Como já disse aqui, estamos todos torcendo para o Rei sair dessa, mas de qualquer jeito o seu advogado de defesa informa que foram desviados de sua empresa cerca de 10 milhões de reais em poucos anos. Se por um lado isso ajuda na recuperação de sua credibilidade, por outro não o credencia para a presidência de uma entidade que se pretende profissional. Vamos deixar o Pelé ser apenas o rei do Futebol, o atleta do Século, o que já é coisa à beça.
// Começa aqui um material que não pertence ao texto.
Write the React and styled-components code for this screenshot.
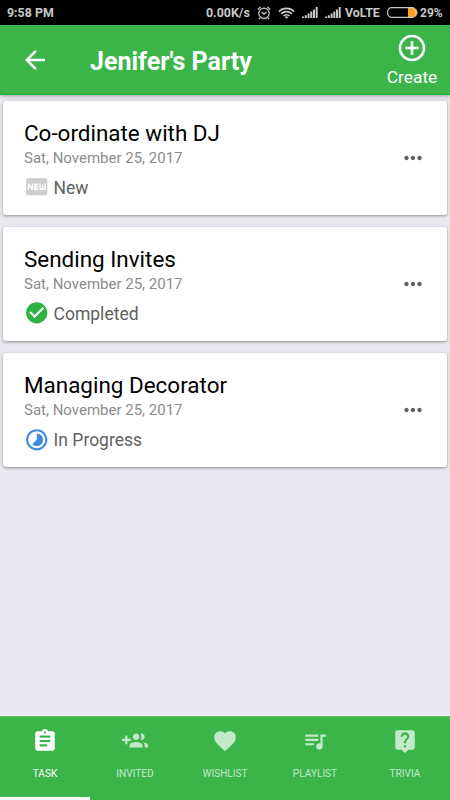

O melhor que o Executivo pode fazer agora é apoiar as mudanças legislativas propostas pelo Senador, ao invés de querer gerar fatos políticos. Se o governo tivesse cumprido seu papel fiscalizador, não teria sido necessária a sugestão de uma agência reguladora para o futebol.
Brasileirão
Difícil entender a lógica por trás do mata-mata das semi-finais. Não me refiro apenas ao potencial de injustiça que este critério pode gerar. Faria algum sentido o São Caetano não chegar às finais? E foi por pouco. Na prorrogação, numa batida de falta que não existiu, a bola só não entrou porque bateu na cara do goleiro do Azulão.
Penso no desperdício de público que esta opção gerou. Todo mundo veria um segundo jogo. Se o problema é a duração do Brasileirão teria sido pensar um campeonato com menos competidores.
Depois, para acompanhar os jogos era preciso ter várias televisões ligadas ao mesmo tempo. No fim a gente acabava não vendo nenhum direito. Não era melhor dois jogos na quarta e dois na quinta? Mas aí quem iria pagar o pay-per-view, não é mesmo?